2. Custom Named Entity Recognizer for clinical data

Named Entity Recognition (NER) is a subtask of Natural Language Processing (NLP) that involves identifying and categorizing named entities in text.

I have developed a custom named entity recognition (NER) model for clinical data using the spacy framework and deployed it using Streamlit. The model is capable of identifying various entities such as diseases, treatments, medications, and anatomical locations from clinical text data. The model classifies entities based on three classes: ‘MEDICINE’, “MEDICALCONDITION”, and “PATHOGEN”. The dataset was used from kaggle. You can try the application on this link

3. Question Answering using Langchain and OpenAI

This application provides a simple example of how to build a question-answering system using Langchain and pre-trained language models from OpenAI and Streamlit.

Langchain helps to build Large Language Models (LLMs) through composability. It helps to combine large language models with other sources of computation.

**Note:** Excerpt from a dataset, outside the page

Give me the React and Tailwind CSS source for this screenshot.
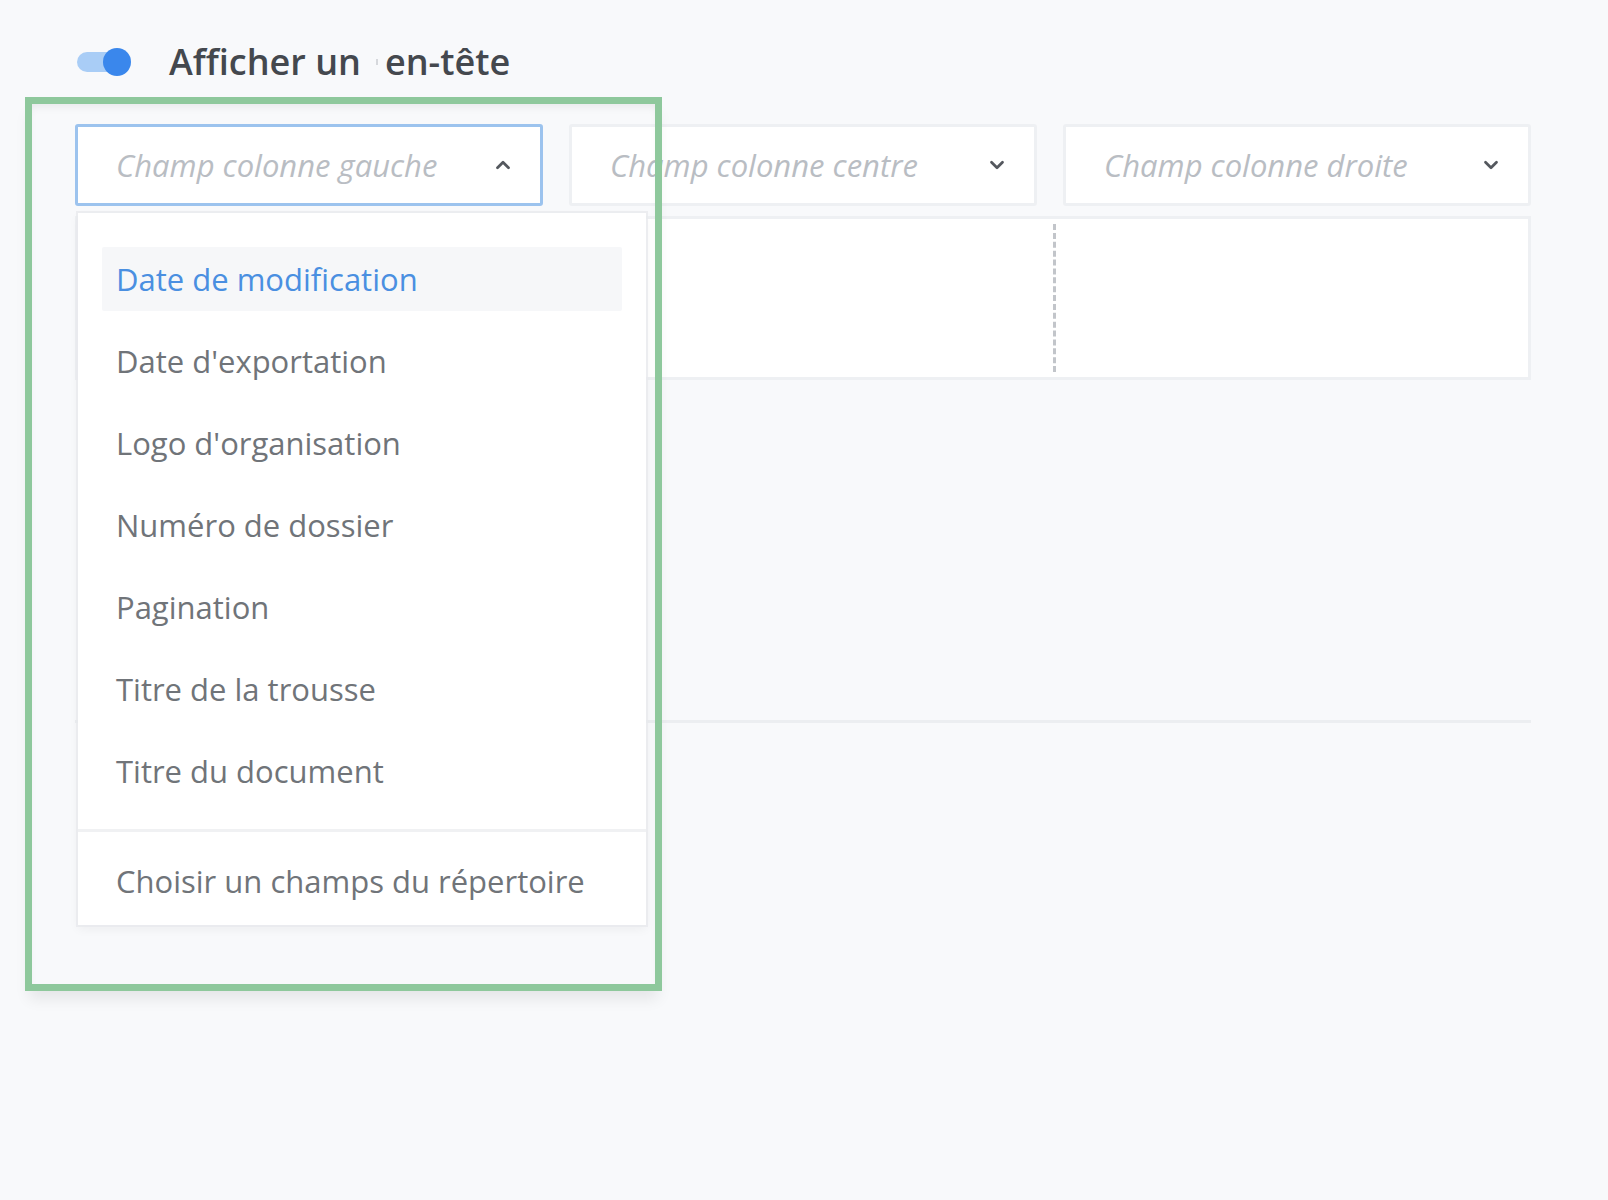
import React from "react";
import { ChevronDown, ChevronUp } from "lucide-react";

const options = [
  "Date de modification",
  "Date d'exportation",
  "Logo d'organisation",
  "Numéro de dossier",
  "Pagination",
  "Titre de la trousse",
  "Titre du document",
];

function Select({ placeholder, open, children }) {
  return (
    <div className="relative">
      <div
        className={
          open
            ? "flex h-[82px] items-center justify-between rounded-[3px] border-[3px] border-[#9cc3ee] bg-white pl-[38px] pr-[26px]"
            : "flex h-[82px] items-center justify-between rounded-[3px] border-[3px] border-[#eef0f3] bg-white pl-[38px] pr-[26px]"
        }
      >
        <span className="text-[31px] italic text-[#b9bdc3]">{placeholder}</span>
        {open ? (
          <ChevronUp size={22} strokeWidth={3} className="text-[#54585e]" />
        ) : (
          <ChevronDown size={22} strokeWidth={3} className="text-[#54585e]" />
        )}
      </div>
      {children}
    </div>
  );
}

export default function App() {
  return (
    <div className="relative min-h-screen bg-[#f8f9fb] font-['Open_Sans',sans-serif]">
      <div className="pl-[75px] pt-[43px]">
        {/* header switch */}
        <div className="flex h-[38px] items-center gap-[38px]">
          <div className="relative ml-[2px] h-[30px] w-[54px]">
            <div className="absolute left-0 top-[5px] h-[20px] w-[48px] rounded-full bg-[#a9cdf6]" />
            <div className="absolute right-0 top-[1px] h-[28px] w-[28px] rounded-full bg-[#3a87ec]" />
          </div>
          <div className="flex items-center text-[36px] font-semibold text-[#44484e]">
            <span>Afficher un</span>
            <span className="ml-[15px] mr-[7px] h-[6px] w-[2px] bg-[#d6d8dc]" />
            <span>en-tête</span>
          </div>
        </div>

        {/* column selectors */}
        <div className="mt-[43px] grid w-[1456px] grid-cols-3 gap-[26px]">
          <Select placeholder="Champ colonne gauche" open>
            <div className="absolute left-[3px] top-[89px] z-10 w-[568px] bg-white shadow-[0_0_0_2px_rgba(232,234,238,0.8),0_4px_10px_rgba(0,0,0,0.05)]">
              <ul className="flex flex-col gap-[18px] px-[24px] pb-[26px] pt-[34px]">
                {options.map((o, i) => (
                  <li
                    key={o}
                    className={
                      i === 0
                        ? "flex h-[64px] items-center rounded-[2px] bg-[#f6f7f9] px-[14px] text-[31px] text-[#4a8fe1]"
                        : "flex h-[64px] items-center px-[14px] text-[31px] text-[#707479]"
                    }
                  >
                    {o}
                  </li>
                ))}
              </ul>
              <div className="flex h-[96px] items-center border-t-[3px] border-[#f0f1f3] px-[38px] pt-[6px] text-[31px] text-[#707479]">
                Choisir un champs du répertoire
              </div>
            </div>
          </Select>
          <Select placeholder="Champ colonne centre" />
          <Select placeholder="Champ colonne droite" />
        </div>

        {/* header preview cells */}
        <div className="mt-[10px] grid h-[164px] w-[1456px] grid-cols-[481px_494px_1fr] border-[3px] border-[#eef0f3] bg-white">
          <div />
          <div className="my-[5px] border-l-[3px] border-dashed border-[#c2c5ca]" />
          <div className="my-[5px] border-l-[3px] border-dashed border-[#c2c5ca]" />
        </div>

        <div className="mt-[340px] h-[3px] w-[1456px] bg-[#eceef1]" />
      </div>

      {/* highlight frame */}
      <div className="pointer-events-none absolute left-[25px] top-[97px] z-20 h-[894px] w-[637px] border-[7px] border-[#8ec89c] shadow-[0_12px_14px_-4px_rgba(0,0,0,0.08),inset_0_6px_8px_-3px_rgba(0,0,0,0.07)]" />
    </div>
  );
}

I developed a question answering system using Langchain with OpenAI embeddings. Since, LLMs tends to have fixed context length, Langchain helps to eliminate this issue by introducing chains, where we can break the document into different chunks and run the chain on the whole document. In this application, when a user uploads a file, the contents are converted into embeddings using OpenAI embeddings and stored in Pinecone vector database. Storing embeddings this way, helps for faster retrieval of the embeddings. When a user enters the query, similarity search is conducted to retrieve the similar embeddings from the vector store and the langchain chain passes the formatted response to the LLM.